Neuronal activity actively modulates local cerebral vasculature. This neuro-vascular interaction is the foundation of imaging studies of human brain function in health and disease. These studies are routinely performed while subjects perform tasks (evoked activity) or lie resting (task-free or resting-state activity), and they assume that imaging signals loyally reflect local neuronal activity. However, the neuro-vascular signaling mechanism is complex and instances of uncoupling have been reported, limiting the interpretability of these studies. Recent reports have shown that different types of neurons can regulate local blood supply stronger than others, especially inhibitory neurons. These findings underscore the need to understand the vaso-regulatory roles of different neuronal populations, especially considering that neurological disorders have been associated with dysfunction of specific inhibitory neuron sub-populations. The goal of this proposal is to determine the role of different sub-populations of inhibitory neurons on the regulation of local blood flow during evoked stimulation as well as during resting-state activity periods. Experiments will be performed using unique transgenic mouse models. In addition, we will determine whether these findings generalize over different cortical regions and explore the translatability of these findings to human subjects by comparing the distribution of inhibitory neurons that strongly regulate local blood flow in targeted regions of mouse and human brains. Our group has extensive multi-modal expertise in neuro-vascular (and neuro-metabolic) physiology, including the models and techniques proposed, and we are uniquely positioned to successfully complete the aims of this project. We will achieve these goals through three aims:
(Aim 1) Determine which inhibitory neuron sub-types strongly regulate local blood flow changes evoked by optogenetic stimulation in different cortical regions;
(Aim 2) Determine whether the same sub-population of inhibitory neurons regulate local blood flow changes during ongoing awake activity periods;
and (Aim 3) Determine whether the sub-populations of inhibitory neurons identified in Aims 1 and 2 are similarly distributed across the targeted regions of mouse and human brains. Since inhibitory neurons shape network activity, these studies will detail the impact of specific inhibitory neuronal sub-type function and dysfunction on local blood supply and hemodynamic-based imaging signals, expanding the interpretability and clinical utility of human brain imaging studies in health and disease.

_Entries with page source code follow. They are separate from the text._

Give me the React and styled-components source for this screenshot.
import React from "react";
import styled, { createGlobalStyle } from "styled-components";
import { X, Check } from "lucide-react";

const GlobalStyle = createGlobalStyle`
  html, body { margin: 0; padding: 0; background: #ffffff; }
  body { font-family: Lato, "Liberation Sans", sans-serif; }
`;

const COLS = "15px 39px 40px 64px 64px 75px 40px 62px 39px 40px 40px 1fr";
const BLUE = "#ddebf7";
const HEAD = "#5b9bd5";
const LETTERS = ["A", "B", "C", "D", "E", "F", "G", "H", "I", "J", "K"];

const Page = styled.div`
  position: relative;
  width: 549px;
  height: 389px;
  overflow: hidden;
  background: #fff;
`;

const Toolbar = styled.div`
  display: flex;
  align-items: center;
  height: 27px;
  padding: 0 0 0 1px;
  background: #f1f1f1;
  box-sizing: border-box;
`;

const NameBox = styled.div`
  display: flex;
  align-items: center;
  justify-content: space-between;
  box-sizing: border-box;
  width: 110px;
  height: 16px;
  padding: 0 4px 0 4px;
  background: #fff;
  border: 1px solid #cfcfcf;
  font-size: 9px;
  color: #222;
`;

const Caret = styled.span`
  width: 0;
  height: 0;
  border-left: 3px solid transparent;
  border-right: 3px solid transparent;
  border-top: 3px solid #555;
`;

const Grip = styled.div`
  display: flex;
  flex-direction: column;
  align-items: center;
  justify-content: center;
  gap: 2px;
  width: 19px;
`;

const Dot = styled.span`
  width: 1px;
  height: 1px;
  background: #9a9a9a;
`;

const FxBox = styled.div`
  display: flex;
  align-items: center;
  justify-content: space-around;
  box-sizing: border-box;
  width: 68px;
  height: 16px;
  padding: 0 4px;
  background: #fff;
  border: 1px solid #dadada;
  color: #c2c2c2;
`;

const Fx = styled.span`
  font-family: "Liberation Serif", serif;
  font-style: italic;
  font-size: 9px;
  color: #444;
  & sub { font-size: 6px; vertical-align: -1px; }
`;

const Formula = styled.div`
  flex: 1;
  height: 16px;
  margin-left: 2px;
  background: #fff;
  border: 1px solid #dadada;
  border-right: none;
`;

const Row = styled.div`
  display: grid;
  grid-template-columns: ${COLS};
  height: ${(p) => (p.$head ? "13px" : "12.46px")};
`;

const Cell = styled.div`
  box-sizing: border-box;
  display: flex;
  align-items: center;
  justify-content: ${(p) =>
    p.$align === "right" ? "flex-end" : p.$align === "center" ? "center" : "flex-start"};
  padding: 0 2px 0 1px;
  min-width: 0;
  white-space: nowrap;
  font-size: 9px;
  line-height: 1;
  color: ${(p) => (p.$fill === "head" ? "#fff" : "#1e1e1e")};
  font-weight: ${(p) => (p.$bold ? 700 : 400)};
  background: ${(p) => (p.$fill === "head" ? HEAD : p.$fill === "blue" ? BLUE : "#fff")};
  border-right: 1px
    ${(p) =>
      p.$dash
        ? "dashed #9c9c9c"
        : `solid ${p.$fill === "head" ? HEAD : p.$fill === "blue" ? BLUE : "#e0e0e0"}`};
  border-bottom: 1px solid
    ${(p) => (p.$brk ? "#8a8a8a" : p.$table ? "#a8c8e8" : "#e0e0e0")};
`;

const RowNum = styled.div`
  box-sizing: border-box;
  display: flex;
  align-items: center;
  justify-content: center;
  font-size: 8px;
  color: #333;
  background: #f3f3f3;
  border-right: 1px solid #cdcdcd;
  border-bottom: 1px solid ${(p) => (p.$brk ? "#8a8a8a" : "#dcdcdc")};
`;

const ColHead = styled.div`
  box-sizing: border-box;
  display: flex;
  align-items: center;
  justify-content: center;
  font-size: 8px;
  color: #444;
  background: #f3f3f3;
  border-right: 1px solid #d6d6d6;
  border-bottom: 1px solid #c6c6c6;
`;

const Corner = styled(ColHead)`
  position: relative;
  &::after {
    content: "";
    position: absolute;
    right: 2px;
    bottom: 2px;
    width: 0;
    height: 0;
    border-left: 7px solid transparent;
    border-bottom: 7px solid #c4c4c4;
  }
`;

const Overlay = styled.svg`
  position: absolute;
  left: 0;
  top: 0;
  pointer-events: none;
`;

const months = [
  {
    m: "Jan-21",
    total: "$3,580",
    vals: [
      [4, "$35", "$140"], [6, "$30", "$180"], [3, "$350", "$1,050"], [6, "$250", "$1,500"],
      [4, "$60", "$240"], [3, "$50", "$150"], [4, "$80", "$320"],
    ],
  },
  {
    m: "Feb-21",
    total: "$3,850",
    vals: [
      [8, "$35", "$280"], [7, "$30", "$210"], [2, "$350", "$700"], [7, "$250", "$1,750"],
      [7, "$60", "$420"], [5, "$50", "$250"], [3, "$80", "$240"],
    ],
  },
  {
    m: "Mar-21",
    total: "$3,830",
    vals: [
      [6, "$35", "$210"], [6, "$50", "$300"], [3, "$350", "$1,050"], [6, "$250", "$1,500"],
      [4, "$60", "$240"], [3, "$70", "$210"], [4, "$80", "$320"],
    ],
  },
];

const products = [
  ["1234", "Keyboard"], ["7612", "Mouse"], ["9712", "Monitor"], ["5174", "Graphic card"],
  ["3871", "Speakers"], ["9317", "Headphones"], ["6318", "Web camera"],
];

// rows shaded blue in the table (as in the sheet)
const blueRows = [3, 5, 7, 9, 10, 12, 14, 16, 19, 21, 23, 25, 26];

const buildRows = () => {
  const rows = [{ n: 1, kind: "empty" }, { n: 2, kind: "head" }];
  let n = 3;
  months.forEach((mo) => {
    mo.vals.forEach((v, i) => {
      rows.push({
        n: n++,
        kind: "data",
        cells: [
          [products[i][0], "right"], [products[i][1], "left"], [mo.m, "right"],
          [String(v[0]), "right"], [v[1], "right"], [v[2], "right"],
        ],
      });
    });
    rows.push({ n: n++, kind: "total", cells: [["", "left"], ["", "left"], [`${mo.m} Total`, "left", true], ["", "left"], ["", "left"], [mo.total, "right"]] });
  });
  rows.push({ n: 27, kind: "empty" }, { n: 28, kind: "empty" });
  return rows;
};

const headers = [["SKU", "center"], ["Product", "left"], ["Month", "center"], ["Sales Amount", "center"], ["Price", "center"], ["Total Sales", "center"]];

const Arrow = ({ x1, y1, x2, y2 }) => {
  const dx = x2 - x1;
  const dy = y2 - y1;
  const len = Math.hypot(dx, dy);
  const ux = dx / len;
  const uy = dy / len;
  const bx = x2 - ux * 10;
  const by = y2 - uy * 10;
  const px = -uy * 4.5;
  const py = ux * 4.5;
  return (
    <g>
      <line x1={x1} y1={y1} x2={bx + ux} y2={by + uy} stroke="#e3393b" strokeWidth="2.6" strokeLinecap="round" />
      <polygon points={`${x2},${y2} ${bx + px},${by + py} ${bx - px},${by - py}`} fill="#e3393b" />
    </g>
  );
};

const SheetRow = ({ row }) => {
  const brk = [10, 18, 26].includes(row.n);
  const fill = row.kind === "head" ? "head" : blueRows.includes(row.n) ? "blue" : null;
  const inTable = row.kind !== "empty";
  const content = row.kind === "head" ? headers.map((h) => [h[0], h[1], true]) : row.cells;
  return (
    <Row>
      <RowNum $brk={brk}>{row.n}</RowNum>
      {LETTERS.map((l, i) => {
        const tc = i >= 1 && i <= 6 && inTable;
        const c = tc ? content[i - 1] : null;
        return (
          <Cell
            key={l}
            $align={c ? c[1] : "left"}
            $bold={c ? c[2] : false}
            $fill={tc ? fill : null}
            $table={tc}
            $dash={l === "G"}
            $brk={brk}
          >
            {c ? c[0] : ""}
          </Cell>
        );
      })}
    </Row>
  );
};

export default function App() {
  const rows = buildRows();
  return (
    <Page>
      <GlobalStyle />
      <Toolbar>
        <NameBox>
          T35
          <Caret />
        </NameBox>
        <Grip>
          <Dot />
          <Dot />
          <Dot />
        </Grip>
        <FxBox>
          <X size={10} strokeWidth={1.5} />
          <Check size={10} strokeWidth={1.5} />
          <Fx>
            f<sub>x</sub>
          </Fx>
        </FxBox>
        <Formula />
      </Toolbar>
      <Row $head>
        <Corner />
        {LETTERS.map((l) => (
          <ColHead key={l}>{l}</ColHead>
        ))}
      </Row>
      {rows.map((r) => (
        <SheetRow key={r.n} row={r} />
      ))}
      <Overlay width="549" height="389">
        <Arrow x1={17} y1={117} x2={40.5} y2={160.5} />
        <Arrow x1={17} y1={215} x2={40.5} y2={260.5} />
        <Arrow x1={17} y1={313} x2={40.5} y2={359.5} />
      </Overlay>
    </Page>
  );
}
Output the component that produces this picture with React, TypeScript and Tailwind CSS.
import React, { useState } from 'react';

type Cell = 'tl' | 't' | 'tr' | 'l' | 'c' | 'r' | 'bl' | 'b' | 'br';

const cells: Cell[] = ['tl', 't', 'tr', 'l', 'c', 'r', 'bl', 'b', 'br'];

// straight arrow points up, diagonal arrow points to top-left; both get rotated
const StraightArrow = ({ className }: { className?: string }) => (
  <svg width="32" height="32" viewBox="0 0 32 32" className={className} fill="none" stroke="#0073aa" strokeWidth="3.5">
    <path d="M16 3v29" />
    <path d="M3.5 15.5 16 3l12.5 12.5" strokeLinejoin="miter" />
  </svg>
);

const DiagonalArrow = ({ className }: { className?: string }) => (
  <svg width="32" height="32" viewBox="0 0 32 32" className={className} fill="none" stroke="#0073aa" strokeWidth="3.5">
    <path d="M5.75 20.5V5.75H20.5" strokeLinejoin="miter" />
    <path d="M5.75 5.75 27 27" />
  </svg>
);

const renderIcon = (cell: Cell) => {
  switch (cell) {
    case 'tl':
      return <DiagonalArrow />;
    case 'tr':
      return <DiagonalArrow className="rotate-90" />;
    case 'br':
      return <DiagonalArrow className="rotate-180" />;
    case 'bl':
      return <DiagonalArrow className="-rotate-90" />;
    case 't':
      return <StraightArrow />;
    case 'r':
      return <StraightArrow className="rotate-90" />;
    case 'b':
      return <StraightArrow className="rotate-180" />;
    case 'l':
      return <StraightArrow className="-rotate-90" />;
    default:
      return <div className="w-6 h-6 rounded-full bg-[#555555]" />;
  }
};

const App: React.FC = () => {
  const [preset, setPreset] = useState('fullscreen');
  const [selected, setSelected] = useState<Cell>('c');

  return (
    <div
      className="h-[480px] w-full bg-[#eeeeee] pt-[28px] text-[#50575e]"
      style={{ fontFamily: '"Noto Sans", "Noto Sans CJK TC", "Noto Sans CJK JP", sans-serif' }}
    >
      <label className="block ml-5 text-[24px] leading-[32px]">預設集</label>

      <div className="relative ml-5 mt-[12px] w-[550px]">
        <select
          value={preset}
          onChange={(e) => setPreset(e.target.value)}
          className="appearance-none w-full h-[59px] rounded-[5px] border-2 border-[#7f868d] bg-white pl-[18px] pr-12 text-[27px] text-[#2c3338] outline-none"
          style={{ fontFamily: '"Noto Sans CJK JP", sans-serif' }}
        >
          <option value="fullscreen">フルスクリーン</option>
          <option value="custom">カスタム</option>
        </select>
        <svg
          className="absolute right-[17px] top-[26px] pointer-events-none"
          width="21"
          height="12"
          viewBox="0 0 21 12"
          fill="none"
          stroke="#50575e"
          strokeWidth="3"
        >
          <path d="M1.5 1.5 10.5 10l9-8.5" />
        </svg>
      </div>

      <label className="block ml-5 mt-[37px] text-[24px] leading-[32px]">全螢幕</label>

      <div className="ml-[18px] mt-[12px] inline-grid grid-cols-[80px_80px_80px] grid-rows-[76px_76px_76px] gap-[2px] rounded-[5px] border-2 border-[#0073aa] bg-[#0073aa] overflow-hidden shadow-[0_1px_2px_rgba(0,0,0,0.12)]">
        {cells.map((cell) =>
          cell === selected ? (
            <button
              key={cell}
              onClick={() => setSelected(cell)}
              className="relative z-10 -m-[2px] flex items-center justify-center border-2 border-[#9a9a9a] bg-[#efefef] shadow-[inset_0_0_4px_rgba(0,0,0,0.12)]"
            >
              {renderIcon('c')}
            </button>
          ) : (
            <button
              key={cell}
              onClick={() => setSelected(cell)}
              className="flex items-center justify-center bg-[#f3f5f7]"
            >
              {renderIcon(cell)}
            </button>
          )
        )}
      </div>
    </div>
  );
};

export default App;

The hemodynamic response induced by neural activity is the principal means of studying brain function and brain connectivity in humans and animals. Methods like functional magnetic resonance imaging (fMRI) and optical imaging of intrinsic signal (OIS) are essential in basic science, developmental, cognitive and clinical studies of normal and impaired brain function. This proposal will reveal the contributions of sub-populations of inhibitory neurons on vascular regulation and imaging signals like fMRI and OIS to improve our understanding of brain function and dysfunction in health and disease.